The first thing we notice is that we have not just wines in our dataset but also spirits (e.g. Single-malt Scotch Whisky).

But there is also something interesting happening here. Right now we are looking at our wines in a different classification that is not exactly geographical, and interesting things happen. For example, the varietal that makes the most expensive wines (regarding median retail price and Wine.com stats) is Nebbiolo.

Does this make sense at all? Let’s see. We know Nebbiolo is mainly used in Piedmont, in Italy. We already saw that is an expensive appellation. But if we pay attention to what we have seen so far, the most expensive grapes should be those used in Bordeaux, (e.g. Merlot, Cabernet, etc). So what happens? Very simple. The french varietals became so popular that they are used all around the world, for wines in all price ranges, while Nebbiolo has managed to stay quite local in Piedmont, producing amazing and rather expensive Barolos. Actually we can see that Merlot for example is quite affordable, and that Bordeaux Red Blends are quite high, but still below Nebbiolo since probably wines outside Bordeaux are using that specific blends.

And finally, what about types of wine

Just in order to be complete in our analysis, let’s have a look at median retain prices by wine type.

wines_by_type_df = wines_df.groupby(['WineType'])
wine_by_type_median_sorted = wines_by_type_df.median().sort(
  ['RetailPrice']
)
plt.figure() 
wine_by_type_median_sorted.plot(
  figsize=(16,4), 
  kind='bar'
)
plt.axhline(wines_df.RetailPrice.median(), color='g')

png

Well, there is the answer to your question. Red Wines are likely to be more expensive than Whites Wines, but not as much as Champagne & Sparkling. What comes as a surprise is that Vodka appears there… Probably we shouldn’t take that data seriously. Why?
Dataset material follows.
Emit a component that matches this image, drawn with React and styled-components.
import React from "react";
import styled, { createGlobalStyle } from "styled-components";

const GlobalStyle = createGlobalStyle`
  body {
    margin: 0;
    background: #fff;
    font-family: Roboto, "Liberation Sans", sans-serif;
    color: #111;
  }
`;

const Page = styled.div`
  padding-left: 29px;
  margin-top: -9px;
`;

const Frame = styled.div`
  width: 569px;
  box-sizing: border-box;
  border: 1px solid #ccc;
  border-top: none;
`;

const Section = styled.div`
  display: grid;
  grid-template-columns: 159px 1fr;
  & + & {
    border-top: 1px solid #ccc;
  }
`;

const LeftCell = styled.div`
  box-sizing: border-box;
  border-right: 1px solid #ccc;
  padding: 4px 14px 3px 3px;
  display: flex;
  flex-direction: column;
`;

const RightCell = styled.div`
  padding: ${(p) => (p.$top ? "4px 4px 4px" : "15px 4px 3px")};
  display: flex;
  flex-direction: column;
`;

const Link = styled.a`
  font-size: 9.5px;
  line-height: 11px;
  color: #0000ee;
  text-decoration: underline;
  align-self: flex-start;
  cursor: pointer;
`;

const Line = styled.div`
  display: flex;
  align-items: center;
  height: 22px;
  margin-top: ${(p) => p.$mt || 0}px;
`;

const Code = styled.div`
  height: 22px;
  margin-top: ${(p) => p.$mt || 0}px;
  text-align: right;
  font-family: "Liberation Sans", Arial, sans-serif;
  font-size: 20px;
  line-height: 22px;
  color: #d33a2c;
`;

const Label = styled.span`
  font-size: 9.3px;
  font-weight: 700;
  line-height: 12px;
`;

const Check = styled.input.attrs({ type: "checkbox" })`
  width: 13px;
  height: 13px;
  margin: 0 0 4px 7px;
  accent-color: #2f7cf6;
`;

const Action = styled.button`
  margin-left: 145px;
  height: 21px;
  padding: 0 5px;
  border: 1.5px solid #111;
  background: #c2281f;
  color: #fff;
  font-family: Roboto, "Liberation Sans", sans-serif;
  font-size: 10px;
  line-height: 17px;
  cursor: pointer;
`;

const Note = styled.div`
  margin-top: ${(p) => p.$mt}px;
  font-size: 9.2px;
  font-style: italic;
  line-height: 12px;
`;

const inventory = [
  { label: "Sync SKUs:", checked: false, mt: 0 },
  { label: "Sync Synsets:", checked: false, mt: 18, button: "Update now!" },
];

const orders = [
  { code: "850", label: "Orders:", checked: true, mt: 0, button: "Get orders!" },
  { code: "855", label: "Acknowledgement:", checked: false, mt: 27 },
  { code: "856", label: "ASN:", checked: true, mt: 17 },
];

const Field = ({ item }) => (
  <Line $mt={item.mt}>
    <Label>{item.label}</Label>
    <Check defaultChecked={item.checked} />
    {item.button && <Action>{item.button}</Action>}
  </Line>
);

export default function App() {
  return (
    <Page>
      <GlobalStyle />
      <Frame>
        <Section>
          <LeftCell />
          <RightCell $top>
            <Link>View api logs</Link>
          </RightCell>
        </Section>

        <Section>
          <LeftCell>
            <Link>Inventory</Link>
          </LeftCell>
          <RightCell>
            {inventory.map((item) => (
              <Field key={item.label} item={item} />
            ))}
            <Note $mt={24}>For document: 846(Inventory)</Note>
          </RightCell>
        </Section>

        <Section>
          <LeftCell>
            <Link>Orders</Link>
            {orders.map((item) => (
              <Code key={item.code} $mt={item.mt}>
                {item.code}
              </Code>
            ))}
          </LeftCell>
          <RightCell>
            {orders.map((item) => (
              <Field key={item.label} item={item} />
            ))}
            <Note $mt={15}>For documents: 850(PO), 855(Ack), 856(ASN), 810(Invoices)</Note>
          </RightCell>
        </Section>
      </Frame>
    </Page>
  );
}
sum(wines_df.WineType=='Vodka')

Is is based in a single element. Actually let’s have a look at the histogram.

wines_by_type_df.count()['Name'].plot(kind='bar')

png

A single chart using Seaborn

So far we have been doing exploratory data analysis. What we want to do in this section is to create a single visualisation that summarises many of the previous findings, something more interactive and engaging that can be seen in a modern web browser. For that purpose we will use some of the previous data frames and the Python library Seaborn.
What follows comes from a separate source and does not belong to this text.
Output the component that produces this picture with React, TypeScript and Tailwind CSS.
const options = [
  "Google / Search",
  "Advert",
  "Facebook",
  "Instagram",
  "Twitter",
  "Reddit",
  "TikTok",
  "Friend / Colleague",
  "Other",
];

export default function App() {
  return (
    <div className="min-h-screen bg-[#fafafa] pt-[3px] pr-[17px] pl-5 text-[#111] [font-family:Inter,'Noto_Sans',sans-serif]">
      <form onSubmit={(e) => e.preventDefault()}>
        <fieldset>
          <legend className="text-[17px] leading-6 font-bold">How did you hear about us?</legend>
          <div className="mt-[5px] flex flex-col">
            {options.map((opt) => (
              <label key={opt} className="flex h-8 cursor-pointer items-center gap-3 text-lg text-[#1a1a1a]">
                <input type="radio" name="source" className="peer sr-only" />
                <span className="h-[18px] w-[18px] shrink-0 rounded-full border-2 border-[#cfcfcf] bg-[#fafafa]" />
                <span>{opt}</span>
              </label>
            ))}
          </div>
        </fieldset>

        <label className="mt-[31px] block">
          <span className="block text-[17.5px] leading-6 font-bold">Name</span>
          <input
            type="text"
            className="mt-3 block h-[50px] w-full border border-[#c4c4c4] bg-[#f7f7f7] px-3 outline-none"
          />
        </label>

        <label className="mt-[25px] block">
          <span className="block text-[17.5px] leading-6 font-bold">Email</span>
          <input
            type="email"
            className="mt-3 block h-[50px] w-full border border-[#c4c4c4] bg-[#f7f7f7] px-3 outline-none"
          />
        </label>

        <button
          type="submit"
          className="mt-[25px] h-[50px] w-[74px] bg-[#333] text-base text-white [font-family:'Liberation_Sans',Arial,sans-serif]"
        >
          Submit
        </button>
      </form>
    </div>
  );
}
Seaborn is a Python visualization library based on matplotlib. It provides a high-level interface for drawing attractive statistical graphics. The chart we are going to use here is a violin chart provided by this library.

So let’s get into it. The first thing we need is a few imports we are going to use for our visualisation.

import seaborn as sns
import pylab
import numpy as np

Next is leaving out everything but red and white wines.
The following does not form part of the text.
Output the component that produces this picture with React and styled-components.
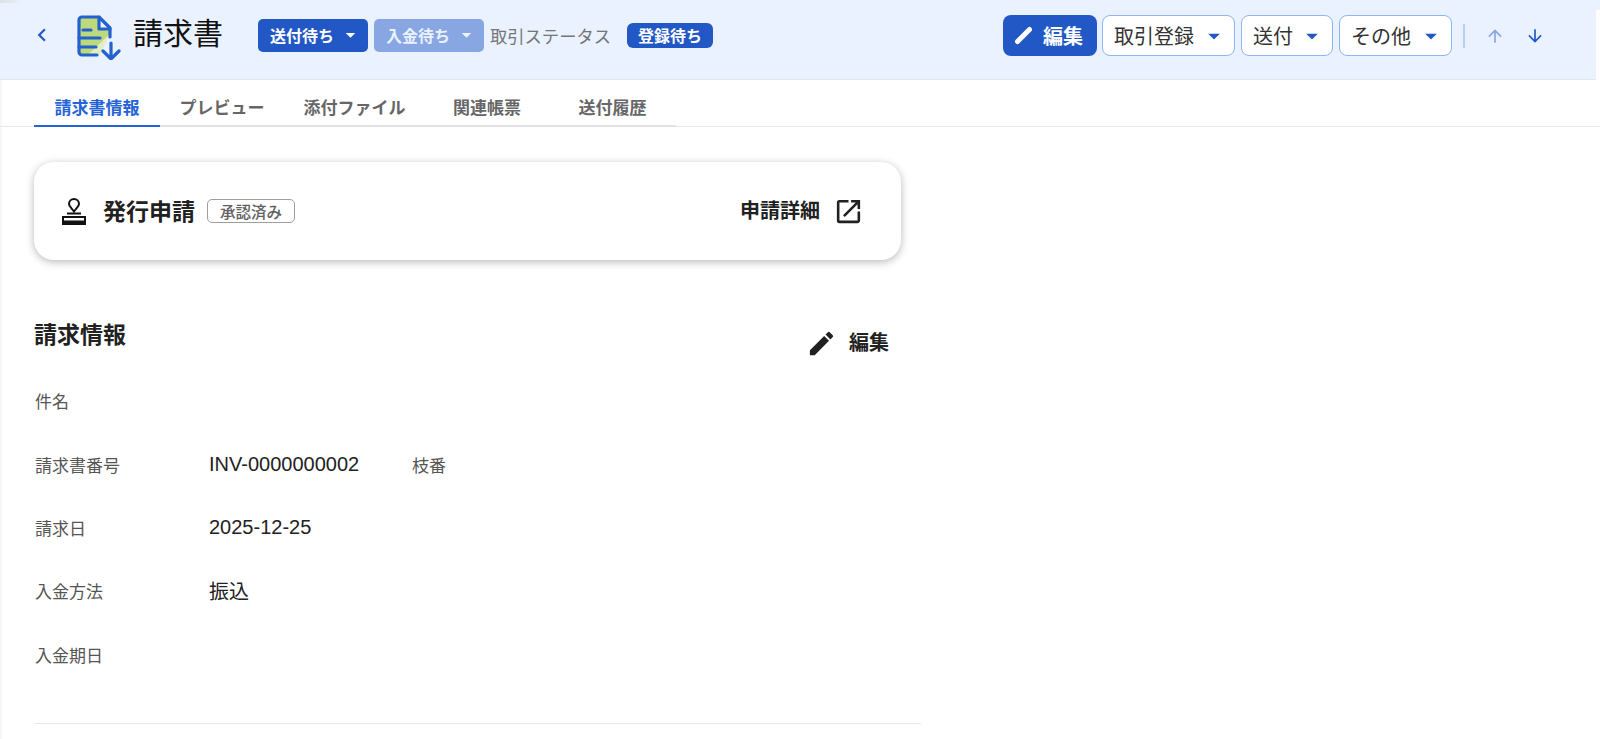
import React from 'react';
import styled, { createGlobalStyle } from 'styled-components';
import { MdEdit, MdOpenInNew, MdArrowDropDown, MdArrowUpward, MdArrowDownward, MdChevronLeft } from 'react-icons/md';

const FONT = `Roboto, "Noto Sans CJK JP", sans-serif`;

const GlobalStyle = createGlobalStyle`
  html, body {
    margin: 0;
    padding: 0;
    background: #fff;
    font-family: ${FONT};
    color: #212121;
    overflow: hidden;
  }
  * {
    box-sizing: border-box;
  }
`;

const Page = styled.div`
  width: 1600px;
  height: 739px;
  display: flex;
  flex-direction: column;
  background: linear-gradient(to right, #f3f3f3, #fff 3px);
`;

const Header = styled.header`
  position: relative;
  height: 80px;
  padding: 15px 55px 0 29px;
  display: flex;
  align-items: flex-start;
  background: #e9f2fe;
  border-bottom: 1px solid #e3e6ea;
  &::before {
    content: '';
    position: absolute;
    left: 0;
    top: 0;
    width: 22px;
    height: 3px;
    background: linear-gradient(to right, #dcdfe4, #e9f2fe);
  }
  &::after {
    content: '';
    position: absolute;
    right: 0;
    top: 10px;
    bottom: -1px;
    width: 4px;
    background: #fdfdfd;
  }
`;

const BackButton = styled.span`
  width: 26px;
  height: 40px;
  margin-right: 21px;
  display: flex;
  align-items: center;
  justify-content: center;
  color: #2258c5;
  font-size: 28px;
`;

const LogoSvg = styled.svg`
  width: 46px;
  height: 46px;
  margin-top: -1px;
  flex: none;
`;

const Title = styled.h1`
  margin: 0 35px 0 11px;
  font-size: 30px;
  line-height: 38px;
  font-weight: 400;
  color: #111;
`;

const StatusGroup = styled.div`
  height: 40px;
  display: flex;
  align-items: center;
  gap: 6px;
`;

const StatusButton = styled.span`
  width: 110px;
  height: 33px;
  padding: 0 6px 1px 12px;
  display: flex;
  align-items: center;
  gap: 5px;
  border-radius: 5px;
  background: ${(p) => (p.$muted ? '#88a6e2' : '#2258c5')};
  color: ${(p) => (p.$muted ? '#e9f2fe' : '#fff')};
  font-size: 16px;
  font-weight: 700;
  white-space: nowrap;
  svg {
    font-size: 24px;
  }
`;

const StatusLabel = styled.span`
  font-size: 17.3px;
  color: #757575;
`;

const StatusBadge = styled.span`
  width: 86px;
  height: 25px;
  margin-left: 10px;
  padding-bottom: 1px;
  display: flex;
  align-items: center;
  justify-content: center;
  border-radius: 6px;
  background: #2258c5;
  color: #fff;
  font-size: 16px;
  font-weight: 700;
`;

const Actions = styled.div`
  height: 41px;
  margin-left: auto;
  display: flex;
  align-items: center;
  gap: 6px;
`;

const PrimaryButton = styled.span`
  width: 94px;
  height: 41px;
  margin-right: -1px;
  padding-left: 11px;
  display: flex;
  align-items: center;
  gap: 10px;
  border-radius: 8px;
  background: #2258c5;
  color: #fff;
  font-size: 20px;
  font-weight: 700;
`;

const MenuButton = styled.span`
  width: ${(p) => p.$width}px;
  height: 41px;
  padding: 0 6px 0 11px;
  display: flex;
  align-items: center;
  justify-content: space-between;
  border: 1px solid #8fb4f2;
  border-radius: 8px;
  background: #fff;
  color: #333;
  font-size: 20px;
  svg {
    font-size: 28px;
    color: #2258c5;
  }
`;

const Divider = styled.span`
  width: 2px;
  height: 24px;
  margin: 0 14px 0 5px;
  background: #b7cdf2;
`;

const ArrowButton = styled.span`
  display: flex;
  color: ${(p) => (p.$faded ? '#88a6e2' : '#2258c5')};
  font-size: 20px;
  margin-right: ${(p) => (p.$faded ? 14 : 0)}px;
`;

const Tabs = styled.nav`
  height: 47px;
  display: flex;
  align-items: stretch;
  border-bottom: 1px solid #e8e8e8;
`;

const TabList = styled.div`
  margin-left: 34px;
  margin-bottom: -1px;
  display: flex;
  border-bottom: 2px solid #e3e3e3;
`;

const Tab = styled.span`
  width: ${(p) => p.$width}px;
  margin-bottom: -2px;
  padding-top: 17px;
  line-height: 23px;
  text-align: center;
  font-size: 17px;
  font-weight: 700;
  color: ${(p) => (p.$active ? '#2563d9' : '#666')};
  border-bottom: 2px solid ${(p) => (p.$active ? '#2563d9' : 'transparent')};
`;

const Content = styled.main`
  width: 887px;
  margin-left: 34px;
  padding-top: 35px;
`;

const ApplyCard = styled.section`
  width: 867px;
  height: 98px;
  padding: 0 37px 0 28px;
  display: flex;
  align-items: center;
  border-radius: 20px;
  background: #fff;
  box-shadow: 0 2px 8px rgba(0, 0, 0, 0.28);
`;

const StampIcon = styled.svg`
  width: 24px;
  height: 28px;
  margin-right: 17px;
`;

const CardTitle = styled.h2`
  margin: 0 12px 3px 0;
  font-size: 23px;
  font-weight: 700;
`;

const ApprovedTag = styled.span`
  width: 88px;
  height: 24px;
  padding-bottom: 1px;
  display: flex;
  align-items: center;
  justify-content: center;
  border: 1px solid #9e9e9e;
  border-radius: 5px;
  font-size: 15.5px;
  font-weight: 500;
  color: #616161;
`;

const DetailLink = styled.span`
  margin-left: auto;
  display: flex;
  align-items: center;
  gap: 13px;
  font-size: 20px;
  font-weight: 700;
  svg {
    font-size: 31px;
  }
`;

const LinkText = styled.span`
  margin-bottom: 3px;
`;

const SectionHead = styled.div`
  height: 56px;
  margin-top: 53px;
  padding-right: 32px;
  display: flex;
  justify-content: space-between;
`;

const SectionTitle = styled.h2`
  margin: 7px 0 0;
  font-size: 23px;
  line-height: 32px;
  font-weight: 700;
`;

const EditLink = styled.span`
  height: 34px;
  margin-top: 13px;
  display: flex;
  align-items: center;
  gap: 12px;
  font-size: 20px;
  font-weight: 700;
  svg {
    font-size: 31px;
  }
`;

const FieldList = styled.dl`
  margin: 0;
  padding-bottom: 37px;
  border-bottom: 1px solid #e8e8e8;
`;

const FieldRow = styled.div`
  height: 63.4px;
  padding-left: 1px;
  display: grid;
  grid-template-columns: 174px 203px auto;
  align-items: center;
`;

const FieldLabel = styled.dt`
  font-size: 17px;
  color: #555;
`;

const FieldValue = styled.dd`
  margin: 0;
  font-family: "Liberation Sans", "Noto Sans CJK JP", sans-serif;
  font-size: 20px;
  color: #222;
`;

function InvoiceIcon() {
  return (
    <LogoSvg viewBox="0 0 46 46" fill="none">
      <path d="M3 3h20v12h11v5L12 41H3z" fill="#bcd97c" />
      <path d="M34 20L24 41H12z" fill="#e2edc4" />
      <g stroke="#2461cf" strokeWidth="3.2" strokeLinecap="round" strokeLinejoin="round">
        <path d="M21 41H6a3 3 0 0 1-3-3V6a3 3 0 0 1 3-3h17l11 11v9" />
        <path d="M23 3v12h11" />
        <path d="M7 16h8M3 24h21M3 33h17" />
        <path d="M35 29v16M27 37l8 8 8-8" />
      </g>
    </LogoSvg>
  );
}

function SolidPencil() {
  return (
    <svg width="19" height="19" viewBox="0 0 19 19" fill="none">
      <path d="M3.5 15.5L15.5 3.5" stroke="#fff" strokeWidth="5" strokeLinecap="round" />
    </svg>
  );
}

export default function App() {
  return (
    <Page>
      <GlobalStyle />
      <Header>
        <BackButton>
          <MdChevronLeft />
        </BackButton>
        <InvoiceIcon />
        <Title>請求書</Title>
        <StatusGroup>
          <StatusButton>
            送付待ち
            <MdArrowDropDown />
          </StatusButton>
          <StatusButton $muted>
            入金待ち
            <MdArrowDropDown />
          </StatusButton>
          <StatusLabel>取引ステータス</StatusLabel>
          <StatusBadge>登録待ち</StatusBadge>
        </StatusGroup>
        <Actions>
          <PrimaryButton>
            <SolidPencil />
            編集
          </PrimaryButton>
          <MenuButton $width={133}>
            取引登録
            <MdArrowDropDown />
          </MenuButton>
          <MenuButton $width={92}>
            送付
            <MdArrowDropDown />
          </MenuButton>
          <MenuButton $width={113}>
            その他
            <MdArrowDropDown />
          </MenuButton>
          <Divider />
          <ArrowButton $faded>
            <MdArrowUpward />
          </ArrowButton>
          <ArrowButton>
            <MdArrowDownward />
          </ArrowButton>
        </Actions>
      </Header>
      <Tabs>
        <TabList>
          <Tab $active $width={126}>請求書情報</Tab>
          <Tab $width={124}>プレビュー</Tab>
          <Tab $width={141}>添付ファイル</Tab>
          <Tab $width={124}>関連帳票</Tab>
          <Tab $width={127}>送付履歴</Tab>
        </TabList>
      </Tabs>
      <Content>
        <ApplyCard>
          <StampIcon viewBox="0 0 24 28" fill="none">
            <path d="M12 2a5 5 0 0 1 5 5c0 2.5-3 4.5-5 7.5-2-3-5-5-5-7.5a5 5 0 0 1 5-5z" stroke="#111" strokeWidth="2" />
            <path d="M5 16.5h14" stroke="#111" strokeWidth="2" />
            <path d="M1 20h22v7H1z" stroke="#111" strokeWidth="2" />
            <path d="M1 23.5h22v4H1z" fill="#111" />
          </StampIcon>
          <CardTitle>発行申請</CardTitle>
          <ApprovedTag>承認済み</ApprovedTag>
          <DetailLink>
            <LinkText>申請詳細</LinkText>
            <MdOpenInNew />
          </DetailLink>
        </ApplyCard>
        <SectionHead>
          <SectionTitle>請求情報</SectionTitle>
          <EditLink>
            <MdEdit />
            <LinkText>編集</LinkText>
          </EditLink>
        </SectionHead>
        <FieldList>
          <FieldRow>
            <FieldLabel>件名</FieldLabel>
          </FieldRow>
          <FieldRow>
            <FieldLabel>請求書番号</FieldLabel>
            <FieldValue>INV-0000000002</FieldValue>
            <FieldLabel>枝番</FieldLabel>
          </FieldRow>
          <FieldRow>
            <FieldLabel>請求日</FieldLabel>
            <FieldValue>2025-12-25</FieldValue>
          </FieldRow>
          <FieldRow>
            <FieldLabel>入金方法</FieldLabel>
            <FieldValue>振込</FieldValue>
          </FieldRow>
          <FieldRow>
            <FieldLabel>入金期日</FieldLabel>
          </FieldRow>
        </FieldList>
      </Content>
    </Page>
  );
}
red_white_wines_df = wines_df[(wines_df.WineType=='Red Wines') | (wines_df.WineType=='White Wines')]

And since there is a lot of disparity between min and max retail prices, we are going to take logarithms.

red_white_wines_df.loc[:,'RetailPriceLog'] = np.log(red_white_wines_df.loc[:,'RetailPrice']+1)

We are now ready to generate our chart. First we will set some configuration values, and then we just call sns.violinplot passing the following:

Region as x value (normally a factor variable).
RetailPriceLog as y value, to calculate the distributions.
WineType to split the violin in two parts.
The data we just prepared in red_white_wines_df that we will sort alphabetically.
We will also want quartile lines within each violin.
We want the violin width to be the number of samples in a given bin/range for retail price.

# This will set the default figure size for our visualisations
pylab.rcParams['figure.figsize'] = (10.0, 8.0)
    
fig, ax = plt.subplots()
    
sns.set(style="whitegrid", palette="pastel", color_codes=True)
    
ax = sns.violinplot(x="Region", y="RetailPriceLog", hue="WineType",
    data=red_white_wines_df.sort("Region"), split=True, linewidth=1.25,
    inner="quart", scale='count')
ax.set_title('Wine Retail Price by Region', size=20)

png

You can check the actual region names by retrieving them from the x axis as follows.

{tick.label.get_text():i for i,tick in enumerate(ax.xaxis.get_major_ticks())}

    {u'': 0,
     u'Australia': 1,
     u'California': 2,
     u'Canada': 3,
     u'France - Bordeaux': 4,
     u'France - Other regions': 5,
     u'France - Rhone': 6,
     u'Germany': 7,
     u'Greece': 8,
     u'Israel': 9,
     u'Italy': 10,
     u'Japan': 11,
     u'Mexico': 12,
     u'New Zealand': 13,
     u'Oregon': 14,
     u'Other Europe': 15,
     u'Other US': 16,
     u'Portugal': 17,
     u'South Africa': 18,
     u'South America': 19,
     u'Spain': 20,
     u'Unknown': 21,
     u'Washington': 22}

Chart explanation

The previous chart shows the retail prices distributions separated by region, and split by type of wine. It is similar to a boxplot actually. For example, an expensive wine region such as France - Bordeaux (4) has most of its area in the upper side of the chart. At the same time, its area is wide, and that means that the range of retail prices in its appellations is wide spread, ranging from cheap to expensive wines within the region. The width of the area is the number of wines in a given bin so, the wider the area for a given region the more wines in that range of price we have in the dataset. In the Burdeaux casea gain, we have very few white wines. The opposite happens with Germany (7).